Extrait du livre "La marine marchande française",
de Marc Saibène, Jean-Yves Brouard et Guy Mercier



Mars 1943

Du seul point de vue de la marine marchande, ce mois de mars sera néfaste pour les Alliés. La voie d’approvisionnements reliant la Grande-Bretagne à l’Amérique du Nord à travers l’océan Atlantique est vitale (lire aussi plus haut le récit du convoi Gibraltar-Grande-Bretagne). Or, les pertes que vont subir les navires marchands seront telles que les Britanniques se demanderont si le système de la navigation en convoi, rassemblant des dizaines de navires protégés par leur nombre et par des escorteurs, ne doit pas être revu.

Qu’on en juge. Quatre grands convois prennent la mer au cours de ce mois : SC 121 (convoi lent Halifax-Grande-Bretagne, parti le 25 février et arrivé dans la Clyde le 13 mars ; 12 navires coulés, dont, le 8 mars, l’ex-français Fort Lamy – voir plus loin - et 2 avariés) ; HX 228 (convoi rapide, même trajet, parti le 1er mars et arrivé dans la Clyde le 14 ; 5 navires perdus et 3 avariés) (parmi les navires de guerre assurant l’escorte de ce convoi figurent trois fameuses corvettes FNFL : Roselys, Renoncule et Aconit, cette dernière coulant deux sous-marins en l’espace de 24 heures !) ; SC 122 (parti d’Halifax le 8, arrivé le 22 ; 9 navires perdus et 2 avariés) ; et enfin le HX 229 (parti d’Halifax le 9, arrivé le 22 ; 13 navires perdus et 4 avariés). À noter qu’en fin de traversée, HX 229 avait rejoint SC 122 pour former un seul convoi regroupant près de cent navires marchands.

Pour mener cette bataille, qui dure du 7 au 19 mars, la Kriegsmarine engage de nombreux sous-marins dont certains ont pu être identifiés : U 86, 91, 190, 221, 228, 229, 230, 305, 333, 336, 338, 359, 384, 405, 406, 409, 432, 436, 440, 441, 444, 523, 526, 527, 530, 590, 591, 600, 603, 608, 616, 621, 631, 642, 666, 757 et 758. Leurs pertes se limitent à trois unités : U 384, attaquant du convoi HX 229, coulé le 19 mars par un avion allié au sud-ouest de l’Islande ; U 444 attaquant du HX 228, endommagé par abordage volontaire du torpilleur HMS Harvester le 11 et achevé par la corvette FNFL Aconit ; U 442, attaquant du même HX 228 et coulé le 11 par la même Aconit.

Mais ce mois de mars 1943 est également considéré comme la période du basculement de la tendance : à partir de là, la situation en Atlantique nord va en s’améliorant.

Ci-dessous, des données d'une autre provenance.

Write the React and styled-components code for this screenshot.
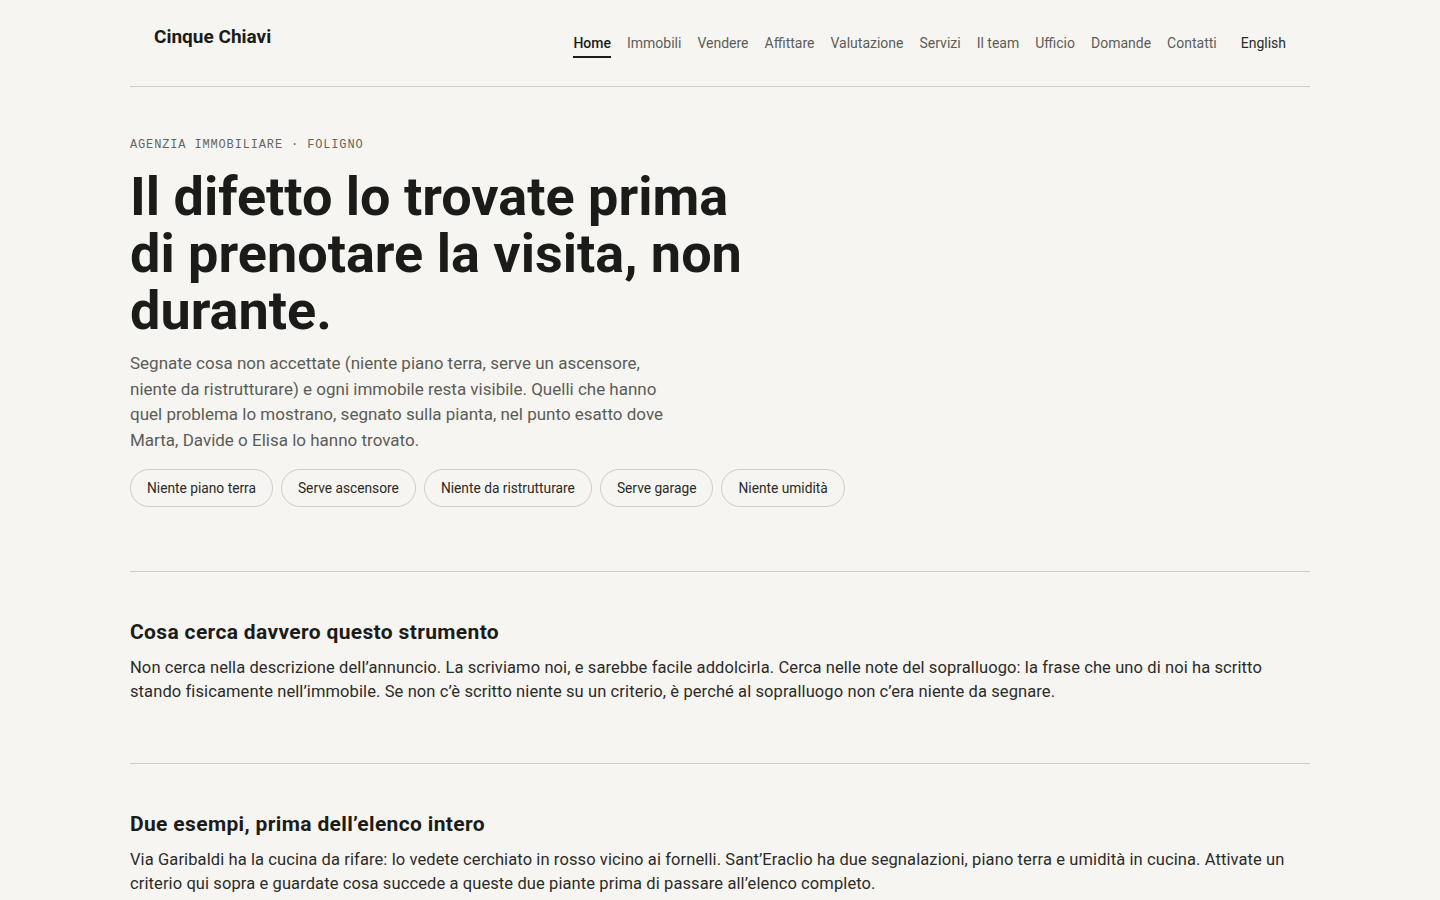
import React from "react";
import styled, { createGlobalStyle } from "styled-components";

const GlobalStyle = createGlobalStyle`
  html, body { margin: 0; padding: 0; }
  body {
    background: #f6f5f1;
    color: #1b1c19;
    font-family: Roboto, "Liberation Sans", Arial, sans-serif;
    -webkit-font-smoothing: antialiased;
  }
  * { box-sizing: border-box; }
`;

const Page = styled.div`
  width: 1180px;
  margin: 0 auto;
`;

const Header = styled.header`
  display: flex;
  justify-content: space-between;
  align-items: flex-start;
  padding: 24px 24px 28px;
  border-bottom: 1px solid #cfcdc8;
`;

const Logo = styled.a`
  font-size: 19px;
  line-height: 26px;
  font-weight: 700;
  color: #1b1c19;
  text-decoration: none;
`;

const Nav = styled.nav`
  display: flex;
  gap: 16px;
  align-items: flex-start;
`;

const NavLink = styled.a`
  font-size: 14px;
  line-height: 20px;
  padding: 9px 0 3px;
  text-decoration: none;
  color: ${(p) => (p.$active ? "#1b1c19" : "#5d5d58")};
  font-weight: ${(p) => (p.$active ? 500 : 400)};
  border-bottom: 2px solid ${(p) => (p.$active ? "#1b1c19" : "transparent")};
`;

const LangLink = styled(NavLink)`
  margin-left: 8px;
  color: #2b2b28;
`;

const Hero = styled.section`
  padding: 50px 0 64px;
`;

const Eyebrow = styled.div`
  font-family: "Liberation Mono", "DejaVu Sans Mono", monospace;
  font-size: 12px;
  line-height: 16px;
  letter-spacing: 0.85px;
  color: #66665f;
  margin-bottom: 15px;
`;

const Title = styled.h1`
  margin: 0;
  max-width: 640px;
  font-size: 54px;
  line-height: 57px;
  font-weight: 700;
  letter-spacing: 0;
  color: #1b1c19;
`;

const Lead = styled.p`
  margin: 12px 0 0;
  max-width: 556px;
  font-size: 17px;
  line-height: 25.5px;
  color: #5c5c57;
`;

const Chips = styled.div`
  display: flex;
  flex-wrap: wrap;
  gap: 8px;
  margin-top: 16px;
`;

const Chip = styled.button`
  height: 38px;
  padding: 0 16px;
  border: 1px solid #cfcdc7;
  border-radius: 999px;
  background: transparent;
  font-family: inherit;
  font-size: 13.75px;
  color: #2a2a27;
  cursor: pointer;
`;

const Section = styled.section`
  border-top: 1px solid #cfcdc8;
  padding: 46px 0 59px;
`;

const SectionTitle = styled.h2`
  margin: 0 0 10px;
  font-size: 21px;
  line-height: 28px;
  font-weight: 700;
  letter-spacing: 0.35px;
  color: #1b1c19;
`;

const Body = styled.p`
  margin: 0;
  font-size: 16.5px;
  line-height: 24px;
  letter-spacing: 0.1px;
  color: #2b2b28;
`;

const navItems = [
  "Home",
  "Immobili",
  "Vendere",
  "Affittare",
  "Valutazione",
  "Servizi",
  "Il team",
  "Ufficio",
  "Domande",
  "Contatti",
];

const chips = [
  "Niente piano terra",
  "Serve ascensore",
  "Niente da ristrutturare",
  "Serve garage",
  "Niente umidità",
];

export default function App() {
  return (
    <>
      <GlobalStyle />
      <Page>
        <Header>
          <Logo href="#">Cinque Chiavi</Logo>
          <Nav>
            {navItems.map((item, i) => (
              <NavLink key={item} href="#" $active={i === 0}>
                {item}
              </NavLink>
            ))}
            <LangLink href="#">English</LangLink>
          </Nav>
        </Header>

        <Hero>
          <Eyebrow>AGENZIA IMMOBILIARE · FOLIGNO</Eyebrow>
          <Title>Il difetto lo trovate prima di prenotare la visita, non durante.</Title>
          <Lead>
            Segnate cosa non accettate (niente piano terra, serve un ascensore, niente da
            ristrutturare) e ogni immobile resta visibile. Quelli che hanno quel problema lo
            mostrano, segnato sulla pianta, nel punto esatto dove Marta, Davide o Elisa lo
            hanno trovato.
          </Lead>
          <Chips>
            {chips.map((c) => (
              <Chip key={c}>{c}</Chip>
            ))}
          </Chips>
        </Hero>

        <Section>
          <SectionTitle>Cosa cerca davvero questo strumento</SectionTitle>
          <Body>
            Non cerca nella descrizione dell’annuncio. La scriviamo noi, e sarebbe facile
            addolcirla. Cerca nelle note del sopralluogo: la frase che uno di noi ha scritto
            stando fisicamente nell’immobile. Se non c’è scritto niente su un criterio, è
            perché al sopralluogo non c’era niente da segnare.
          </Body>
        </Section>

        <Section>
          <SectionTitle>Due esempi, prima dell’elenco intero</SectionTitle>
          <Body>
            Via Garibaldi ha la cucina da rifare: lo vedete cerchiato in rosso vicino ai
            fornelli. Sant’Eraclio ha due segnalazioni, piano terra e umidità in cucina.
            Attivate un criterio qui sopra e guardate cosa succede a queste due piante prima
            di passare all’elenco completo.
          </Body>
        </Section>
      </Page>
    </>
  );
}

L’entrée en service, en plus grand nombre, d’escorteurs neufs ainsi que celle de porte-avions d’escorte permettent la formation de groupes de chasse : torpilleurs et porte-avions vont traquer les sous-marins et viendront ainsi renforcer l’escorte de convois durement attaqués.

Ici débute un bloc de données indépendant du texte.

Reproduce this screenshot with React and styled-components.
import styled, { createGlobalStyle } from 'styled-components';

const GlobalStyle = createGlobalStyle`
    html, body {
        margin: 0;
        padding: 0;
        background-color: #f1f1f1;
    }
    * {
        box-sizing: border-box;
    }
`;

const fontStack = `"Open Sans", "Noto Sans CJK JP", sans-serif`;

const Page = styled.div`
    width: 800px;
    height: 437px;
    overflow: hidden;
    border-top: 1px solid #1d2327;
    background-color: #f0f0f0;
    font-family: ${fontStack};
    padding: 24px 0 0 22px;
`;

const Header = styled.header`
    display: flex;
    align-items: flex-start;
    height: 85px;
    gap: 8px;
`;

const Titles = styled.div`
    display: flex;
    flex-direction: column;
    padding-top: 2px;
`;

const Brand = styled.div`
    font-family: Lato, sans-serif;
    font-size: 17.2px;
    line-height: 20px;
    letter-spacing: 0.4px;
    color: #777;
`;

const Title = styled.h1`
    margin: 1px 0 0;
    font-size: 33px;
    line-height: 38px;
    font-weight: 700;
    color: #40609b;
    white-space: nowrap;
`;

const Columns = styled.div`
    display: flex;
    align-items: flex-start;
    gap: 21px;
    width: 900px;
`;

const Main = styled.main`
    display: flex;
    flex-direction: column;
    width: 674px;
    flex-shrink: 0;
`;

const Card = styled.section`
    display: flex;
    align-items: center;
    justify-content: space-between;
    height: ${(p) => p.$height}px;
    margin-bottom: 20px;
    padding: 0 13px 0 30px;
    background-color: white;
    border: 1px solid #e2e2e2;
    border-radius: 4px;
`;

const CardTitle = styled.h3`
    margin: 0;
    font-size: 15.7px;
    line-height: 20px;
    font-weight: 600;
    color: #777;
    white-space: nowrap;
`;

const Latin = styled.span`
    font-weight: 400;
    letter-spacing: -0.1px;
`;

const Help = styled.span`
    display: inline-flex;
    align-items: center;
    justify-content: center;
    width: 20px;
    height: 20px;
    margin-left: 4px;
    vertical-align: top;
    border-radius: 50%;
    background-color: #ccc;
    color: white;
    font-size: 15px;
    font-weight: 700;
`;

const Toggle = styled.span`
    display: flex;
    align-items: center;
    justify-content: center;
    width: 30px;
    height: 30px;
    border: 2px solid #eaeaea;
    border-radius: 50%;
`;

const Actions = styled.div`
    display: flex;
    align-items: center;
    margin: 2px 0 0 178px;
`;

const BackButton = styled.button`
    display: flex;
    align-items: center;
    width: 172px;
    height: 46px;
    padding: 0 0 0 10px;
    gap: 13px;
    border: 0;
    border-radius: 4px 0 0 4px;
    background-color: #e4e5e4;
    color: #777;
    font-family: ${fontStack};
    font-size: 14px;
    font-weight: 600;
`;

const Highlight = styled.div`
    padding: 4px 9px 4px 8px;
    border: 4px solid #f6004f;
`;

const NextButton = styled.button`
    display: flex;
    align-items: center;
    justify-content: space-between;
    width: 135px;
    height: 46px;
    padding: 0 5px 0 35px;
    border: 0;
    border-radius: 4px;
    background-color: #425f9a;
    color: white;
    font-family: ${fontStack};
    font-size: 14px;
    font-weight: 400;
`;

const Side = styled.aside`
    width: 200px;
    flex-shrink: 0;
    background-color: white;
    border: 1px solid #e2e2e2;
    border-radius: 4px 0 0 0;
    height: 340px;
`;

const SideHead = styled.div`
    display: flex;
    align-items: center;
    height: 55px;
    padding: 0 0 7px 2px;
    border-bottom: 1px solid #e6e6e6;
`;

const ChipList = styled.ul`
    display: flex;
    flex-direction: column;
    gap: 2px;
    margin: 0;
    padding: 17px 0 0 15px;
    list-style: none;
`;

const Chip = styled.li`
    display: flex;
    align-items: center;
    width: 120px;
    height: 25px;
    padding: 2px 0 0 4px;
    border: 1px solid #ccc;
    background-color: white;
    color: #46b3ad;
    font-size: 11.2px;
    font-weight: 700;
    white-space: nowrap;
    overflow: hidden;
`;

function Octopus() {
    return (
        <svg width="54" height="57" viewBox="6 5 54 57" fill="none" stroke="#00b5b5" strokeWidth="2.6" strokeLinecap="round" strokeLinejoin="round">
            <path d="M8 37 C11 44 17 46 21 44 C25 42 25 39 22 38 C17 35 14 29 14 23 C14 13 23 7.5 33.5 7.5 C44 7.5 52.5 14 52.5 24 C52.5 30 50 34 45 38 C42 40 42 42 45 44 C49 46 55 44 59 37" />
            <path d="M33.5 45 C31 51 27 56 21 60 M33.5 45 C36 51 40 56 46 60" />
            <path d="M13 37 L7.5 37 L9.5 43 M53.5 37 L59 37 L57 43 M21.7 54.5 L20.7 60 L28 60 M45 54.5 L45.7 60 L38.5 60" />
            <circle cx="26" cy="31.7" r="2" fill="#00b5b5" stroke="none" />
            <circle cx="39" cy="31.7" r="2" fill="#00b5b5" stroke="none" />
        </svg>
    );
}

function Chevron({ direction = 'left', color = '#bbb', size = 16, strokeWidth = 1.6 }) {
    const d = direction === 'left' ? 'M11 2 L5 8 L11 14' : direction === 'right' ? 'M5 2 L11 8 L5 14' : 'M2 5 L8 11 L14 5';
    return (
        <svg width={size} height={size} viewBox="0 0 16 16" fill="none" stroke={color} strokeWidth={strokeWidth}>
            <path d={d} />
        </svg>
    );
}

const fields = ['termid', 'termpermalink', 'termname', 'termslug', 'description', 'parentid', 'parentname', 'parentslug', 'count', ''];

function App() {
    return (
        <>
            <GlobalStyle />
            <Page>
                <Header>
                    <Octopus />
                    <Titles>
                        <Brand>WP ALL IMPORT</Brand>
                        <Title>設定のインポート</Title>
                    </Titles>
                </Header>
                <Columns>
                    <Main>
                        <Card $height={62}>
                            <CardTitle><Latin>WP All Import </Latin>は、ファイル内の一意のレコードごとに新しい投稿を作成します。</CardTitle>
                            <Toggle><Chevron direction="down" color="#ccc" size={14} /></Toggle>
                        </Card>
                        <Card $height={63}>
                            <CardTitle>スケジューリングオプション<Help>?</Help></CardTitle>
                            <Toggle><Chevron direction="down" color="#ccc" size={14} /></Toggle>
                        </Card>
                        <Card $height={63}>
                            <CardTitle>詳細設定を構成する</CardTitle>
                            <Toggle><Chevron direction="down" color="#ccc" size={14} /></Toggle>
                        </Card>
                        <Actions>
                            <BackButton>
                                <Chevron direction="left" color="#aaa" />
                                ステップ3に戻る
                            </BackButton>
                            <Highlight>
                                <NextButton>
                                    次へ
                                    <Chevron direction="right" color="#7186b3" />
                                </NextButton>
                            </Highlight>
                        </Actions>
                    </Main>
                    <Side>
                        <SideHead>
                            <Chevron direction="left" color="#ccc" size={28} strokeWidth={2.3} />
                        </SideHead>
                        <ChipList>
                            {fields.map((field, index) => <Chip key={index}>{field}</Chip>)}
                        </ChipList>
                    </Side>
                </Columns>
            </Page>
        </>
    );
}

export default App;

Le 15, perte du Wyoming (Marine Alger). Immobilisé à Casablanca depuis le 1er juillet précédent, ce cargo s’y trouvait au moment du débarquement du 8 novembre 1942. Après réunions et accords entre les autorités américaines et françaises d’Afrique du Nord, il est affrété à Casablanca, le 12 février 1943, ainsi que d’autres navires marchands français, par la US War shipping administration (WSA), organisme américain qui régit les transports maritimes. Le Wyoming, battant toujours pavillon français, armé par son équipage français, quitte New York le 4 mars avec 97 hommes d’équipage (canonniers compris), 30 officiers américains passagers et 6 450 tonnes de marchandises diverses. Il est intégré dans le convoi UGS 6 (États-Unis-Gibraltar-Méditerranée) comprenant au total 48 navires escortés par 7 torpilleurs américains. Pour relater la suite, nous publions des extraits du rapport dressé par l’enseigne de vaisseau Renaudineau, officier canonnier à bord :

“ Le convoi était formé de la façon suivante :

1e ligne, 12 navires,

2e ligne, 12 navires,

3e ligne, 10 navires,

4e ligne, 8 navires,

5e ligne, 6 navires,

le tout escorté par 7 torpilleurs américains.

Le Wyoming occupait le poste extérieur droit de la 5e colonne. J’ai appris d’ailleurs que les Américains appellent ce poste “ Coffin corner ” (coin du cercueil).

Le 4e jour [8 mars], aux environs des Bermudes, en manœuvre d’urgence, deux cargos se sont abordés pendant la nuit ; ils ont coulé aussitôt. Les navires américains semblent avoir de grandes difficultés pour tenir leur poste dans le convoi. Sans parler de conserver les distances réglementaires, ils n’arrivent pas à rester dans la ligne de file. C’est sans doute ce qui explique la collision [en réalité, un cargo norvégien hors convoi est entré en collision avec un américain du convoi ; seul le norvégien a coulé ; l’incident a immobilisé un autre cargo du convoi, resté sur place pour recueillir les naufragés.

Le 6e jour, le commodore a signalé aux bâtiments que nous étions suivis par un sous-marin (qui avait dû être détecté en surface pendant la nuit).

Le 9e jour [13 mars], un des cargos n’a pas pu suivre le convoi (vitesse : 9 nœuds) et a été torpillé à 20 h. 30, vingt milles derrière nous (il s’agit du Keystone).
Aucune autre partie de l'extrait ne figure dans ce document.